**DO THIS**:
Count each line in which the word "screenshot" appears. Reply with the total and nothing more.

----------------------------------------

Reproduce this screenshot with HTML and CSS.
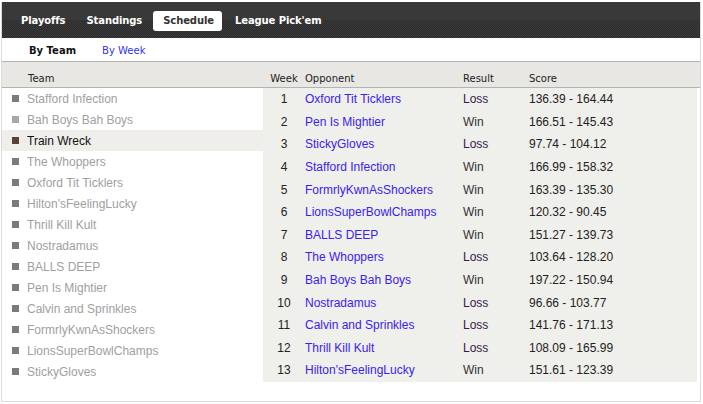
FILE: index.html
```html
<!DOCTYPE html>
<html>
<head>
<meta charset="utf-8">
<link rel="stylesheet" href="styles.css">
</head>
<body>
<div class="frame">
  <nav class="tabs">
    <a class="tab">Playoffs</a>
    <a class="tab">Standings</a>
    <a class="tab active">Schedule</a>
    <a class="tab">League Pick'em</a>
  </nav>
  <div class="subnav">
    <span class="sub current">By Team</span>
    <a class="sub link">By Week</a>
  </div>
  <div class="head">
    <div class="h-team">Team</div>
    <div class="grid">
      <div class="c-week">Week</div>
      <div>Opponent</div>
      <div>Result</div>
      <div>Score</div>
    </div>
  </div>
  <div class="body">
    <ul class="teams">
      <li><i></i>Stafford Infection</li>
      <li class="hover"><i></i>Bah Boys Bah Boys</li>
      <li class="sel"><i></i>Train Wreck</li>
      <li><i></i>The Whoppers</li>
      <li><i></i>Oxford Tit Ticklers</li>
      <li><i></i>Hilton'sFeelingLucky</li>
      <li><i></i>Thrill Kill Kult</li>
      <li><i></i>Nostradamus</li>
      <li><i></i>BALLS DEEP</li>
      <li><i></i>Pen Is Mightier</li>
      <li><i></i>Calvin and Sprinkles</li>
      <li><i></i>FormrlyKwnAsShockers</li>
      <li><i></i>LionsSuperBowlChamps</li>
      <li><i></i>StickyGloves</li>
    </ul>
    <div class="sched">
      <div class="grid row"><div class="c-week">1</div><a class="opp">Oxford Tit Ticklers</a><div class="loss">Loss</div><div>136.39 - 164.44</div></div>
      <div class="grid row"><div class="c-week">2</div><a class="opp">Pen Is Mightier</a><div class="win">Win</div><div>166.51 - 145.43</div></div>
      <div class="grid row"><div class="c-week">3</div><a class="opp">StickyGloves</a><div class="loss">Loss</div><div>97.74 - 104.12</div></div>
      <div class="grid row"><div class="c-week">4</div><a class="opp">Stafford Infection</a><div class="win">Win</div><div>166.99 - 158.32</div></div>
      <div class="grid row"><div class="c-week">5</div><a class="opp">FormrlyKwnAsShockers</a><div class="win">Win</div><div>163.39 - 135.30</div></div>
      <div class="grid row"><div class="c-week">6</div><a class="opp">LionsSuperBowlChamps</a><div class="win">Win</div><div>120.32 - 90.45</div></div>
      <div class="grid row"><div class="c-week">7</div><a class="opp">BALLS DEEP</a><div class="win">Win</div><div>151.27 - 139.73</div></div>
      <div class="grid row"><div class="c-week">8</div><a class="opp">The Whoppers</a><div class="loss">Loss</div><div>103.64 - 128.20</div></div>
      <div class="grid row"><div class="c-week">9</div><a class="opp">Bah Boys Bah Boys</a><div class="win">Win</div><div>197.22 - 150.94</div></div>
      <div class="grid row"><div class="c-week">10</div><a class="opp">Nostradamus</a><div class="loss">Loss</div><div>96.66 - 103.77</div></div>
      <div class="grid row"><div class="c-week">11</div><a class="opp">Calvin and Sprinkles</a><div class="loss">Loss</div><div>141.76 - 171.13</div></div>
      <div class="grid row"><div class="c-week">12</div><a class="opp">Thrill Kill Kult</a><div class="loss">Loss</div><div>108.09 - 165.99</div></div>
      <div class="grid row"><div class="c-week">13</div><a class="opp">Hilton'sFeelingLucky</a><div class="win">Win</div><div>151.61 - 123.39</div></div>
    </div>
  </div>
</div>
</body>
</html>
```

FILE: styles.css
```css
html, body {
  margin: 0;
  padding: 0;
  background: #fff;
}
body {
  padding: 2px 2px 0 1px;
}
.frame {
  width: 698px;
  height: 399px;
  border: 1px solid #dcdcdc;
  border-top: none;
  display: flex;
  flex-direction: column;
  box-sizing: content-box;
}
.tabs {
  height: 36px;
  flex: none;
  display: flex;
  align-items: center;
  gap: 3px;
  padding-left: 9px;
  padding-top: 2px;
  box-sizing: border-box;
  background:
    linear-gradient(#393939, #393939) top / 100% 18px no-repeat,
    repeating-conic-gradient(#2b2b2b 0 25%, #3b3b3b 0 50%) 0 0 / 2px 2px;
  font-family: "DejaVu Sans", Verdana, sans-serif;
  font-weight: bold;
  font-size: 10px;
  letter-spacing: -0.1px;
}
.tab {
  color: #fff;
  padding: 4px 8px 4px 10px;
  border-radius: 3px;
  line-height: 12px;
}
.tab.active {
  background: #fff;
  color: #333;
}
.subnav {
  height: 24px;
  flex: none;
  border-bottom: 1px solid #b4b4ae;
  display: flex;
  align-items: center;
  padding-left: 27px;
  padding-top: 1px;
  box-sizing: border-box;
  gap: 26px;
  font-family: "DejaVu Sans", Verdana, sans-serif;
  font-size: 10px;
}
.sub.current {
  font-weight: bold;
  color: #111;
}
.sub.link {
  color: #3333ee;
}
.head {
  height: 26px;
  flex: none;
  background: #e8e7e3;
  border-bottom: 1px solid #b4b4ae;
  display: flex;
  align-items: flex-end;
  padding-bottom: 3px;
  box-sizing: border-box;
  font-family: "DejaVu Sans", Verdana, sans-serif;
  font-size: 10px;
  color: #222;
}
.h-team {
  width: 261px;
  padding-left: 26px;
  box-sizing: border-box;
}
.grid {
  display: grid;
  grid-template-columns: 42px 158px 66px 1fr;
  align-items: center;
}
.head .grid {
  flex: 1;
}
.c-week {
  text-align: center;
}
.body {
  display: flex;
  align-items: flex-start;
}
.teams {
  list-style: none;
  margin: 0;
  padding: 0;
  width: 261px;
  font-family: "Liberation Sans", Arial, sans-serif;
  font-size: 12px;
  color: #a0a0a0;
}
.teams li {
  height: 21px;
  display: flex;
  align-items: center;
  padding-left: 10px;
}
.teams i {
  width: 7px;
  height: 7px;
  background: #7b7b7b;
  margin-right: 8px;
}
.teams li.hover i {
  background: #a8a8a8;
}
.teams li.sel {
  background: #efeeea;
  color: #111;
}
.teams li.sel i {
  background: #5c4236;
}
.sched {
  width: 434px;
  background: #efefeb;
  font-family: "Liberation Sans", Arial, sans-serif;
  font-size: 12px;
  color: #222;
}
.row {
  height: 22.6px;
}
.opp {
  color: #3a22ee;
}
.loss {
  color: #3a1848;
}
.win {
  color: #333;
}
```
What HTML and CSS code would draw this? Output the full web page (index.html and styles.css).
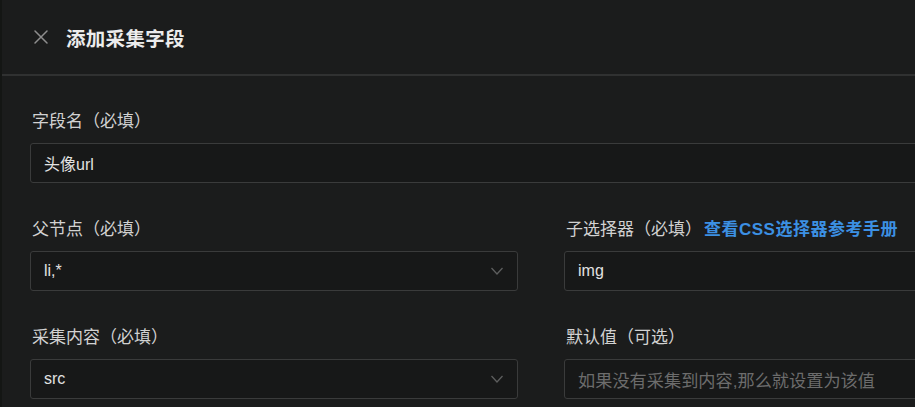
FILE: index.html
```html
<!DOCTYPE html>
<html lang="zh-CN">
<head>
    <meta charset="UTF-8">
    <meta name="viewport" content="width=device-width, initial-scale=1.0">
    <title>添加采集字段</title>
    <link rel="stylesheet" href="styles.css">
</head>
<body>
    <div class="drawer">
        <header class="drawer-header">
            <span class="close">
                <svg width="16" height="16" viewBox="0 0 16 16">
                    <path d="M2 2 L14 14 M14 2 L2 14" stroke="currentColor" stroke-width="1.5" fill="none" stroke-linecap="round"/>
                </svg>
            </span>
            <h1>添加采集字段</h1>
        </header>
        <main class="drawer-body">
            <div class="form-grid">
                <div class="field full">
                    <label>字段名（必填）</label>
                    <div class="input"><span class="value">头像url</span></div>
                </div>
                <div class="field">
                    <label>父节点（必填）</label>
                    <div class="input select">
                        <span class="value">li,*</span>
                        <svg class="arrow" width="14" height="10" viewBox="0 0 14 10">
                            <path d="M1.5 2 L7 8 L12.5 2" stroke="currentColor" stroke-width="1.3" fill="none"/>
                        </svg>
                    </div>
                </div>
                <div class="field">
                    <label>子选择器（必填）<a class="link" href="#">查看CSS选择器参考手册</a></label>
                    <div class="input"><span class="value">img</span></div>
                </div>
                <div class="field">
                    <label>采集内容（必填）</label>
                    <div class="input select">
                        <span class="value">src</span>
                        <svg class="arrow" width="14" height="10" viewBox="0 0 14 10">
                            <path d="M1.5 2 L7 8 L12.5 2" stroke="currentColor" stroke-width="1.3" fill="none"/>
                        </svg>
                    </div>
                </div>
                <div class="field">
                    <label>默认值（可选）</label>
                    <div class="input"><span class="placeholder">如果没有采集到内容,那么就设置为该值</span></div>
                </div>
            </div>
        </main>
    </div>
</body>
</html>
```

FILE: styles.css
```css
html, body {
    margin: 0;
    padding: 0;
    height: 100%;
    overflow: hidden;
    background-color: #1b1c1c;
}
body {
    font-family: "Liberation Sans", "Noto Sans CJK SC", sans-serif;
    color: #d6d6d6;
    text-spacing-trim: space-all;
}
.drawer {
    width: 1100px;
    height: 100%;
    border-left: 2px solid #141614;
    box-sizing: border-box;
}
.drawer-header {
    display: flex;
    align-items: center;
    height: 74px;
    padding-left: 31px;
    border-bottom: 2px solid #303131;
}
.close {
    display: flex;
    color: #8e8e8e;
    margin-right: 17px;
}
.drawer-header h1 {
    margin: 0;
    font-size: 19.5px;
    font-weight: 600;
    color: #ececec;
    letter-spacing: 0.3px;
}
.drawer-body {
    padding: 35px 0 0 28px;
}
.form-grid {
    display: grid;
    grid-template-columns: 488px 488px;
    column-gap: 46px;
    row-gap: 36px;
}
.field.full {
    grid-column: 1 / 3;
}
.field label {
    display: block;
    height: 22px;
    line-height: 22px;
    font-size: 17px;
    color: #d2d2d2;
    margin: 0 0 10px 2px;
    white-space: nowrap;
}
.link {
    color: #3c90e3;
    text-decoration: none;
    font-weight: 600;
    letter-spacing: 0.5px;
    margin-left: 2px;
}
.input {
    display: flex;
    align-items: center;
    justify-content: space-between;
    height: 40px;
    box-sizing: border-box;
    padding: 0 13px;
    background-color: #171818;
    border: 1px solid #3a3b3b;
    border-radius: 3px;
    font-size: 16px;
}
.value {
    color: #e2e2e2;
}
.placeholder {
    color: #6c6c6c;
    font-size: 17.2px;
}
.arrow {
    color: #5d5e5e;
}
```
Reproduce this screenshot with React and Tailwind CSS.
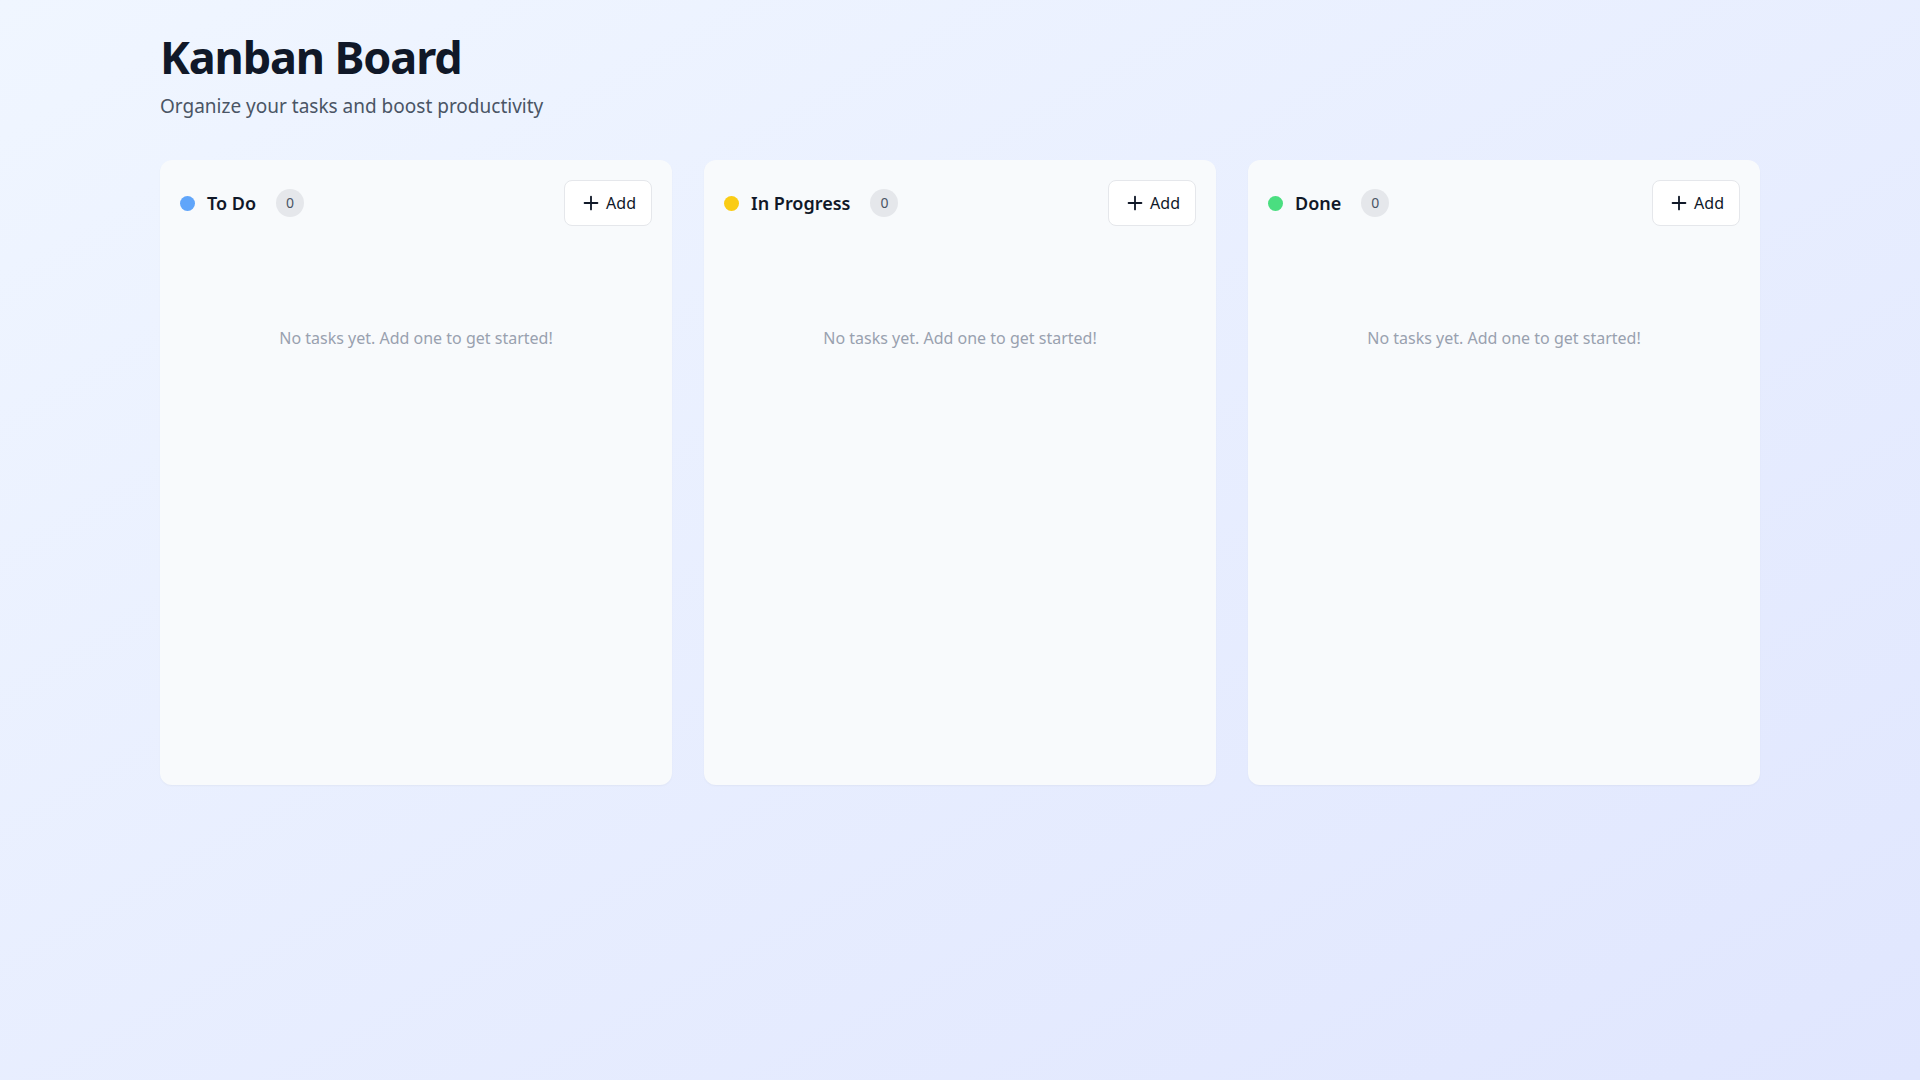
import React from "react";
import { Plus } from "lucide-react";

const columns = [
  { id: "todo", title: "To Do", dot: "bg-[#60a5fa]" },
  { id: "progress", title: "In Progress", dot: "bg-[#facc15]" },
  { id: "done", title: "Done", dot: "bg-[#4ade80]" },
];

const Column = ({ title, dot }) => (
  <div className="bg-[#f8fafc] rounded-xl shadow-[0_1px_2px_rgba(0,0,0,0.04)] p-5 min-h-[625px]">
    {/* Header */}
    <div className="flex items-center justify-between">
      <div className="flex items-center gap-3">
        <span className={`w-[15px] h-[15px] rounded-full ${dot}`} />
        <h2 className="text-lg font-semibold text-gray-900">{title}</h2>
        <span className="ml-2 h-7 min-w-[27px] px-2.5 rounded-full bg-gray-200 text-gray-600 text-sm flex items-center justify-center">
          0
        </span>
      </div>
      <button className="h-[46px] flex items-center gap-1 px-[15px] bg-white border border-gray-200 rounded-lg text-base text-gray-900">
        <Plus size={22} strokeWidth={2} />
        Add
      </button>
    </div>

    {/* Empty state */}
    <div className="mt-[100px] text-center text-base text-gray-400">
      No tasks yet. Add one to get started!
    </div>
  </div>
);

export default function App() {
  return (
    <div
      className="min-h-screen bg-linear-to-br from-[#f0f6ff] to-[#e0e6fe]"
      style={{ fontFamily: '"Noto Sans", "Open Sans", sans-serif' }}
    >
      <div className="max-w-[1600px] mx-auto pt-[34px] pb-8">
        <h1 className="text-[45px] font-bold tracking-tight text-gray-900 leading-none">Kanban Board</h1>
        <p className="mt-[13px] text-[19px] leading-7 text-gray-600">Organize your tasks and boost productivity</p>

        <div className="mt-10 grid grid-cols-3 gap-8">
          {columns.map((c) => (
            <Column key={c.id} title={c.title} dot={c.dot} />
          ))}
        </div>
      </div>
    </div>
  );
}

----------------------------------------

**REPLY TO THE TASK**:
2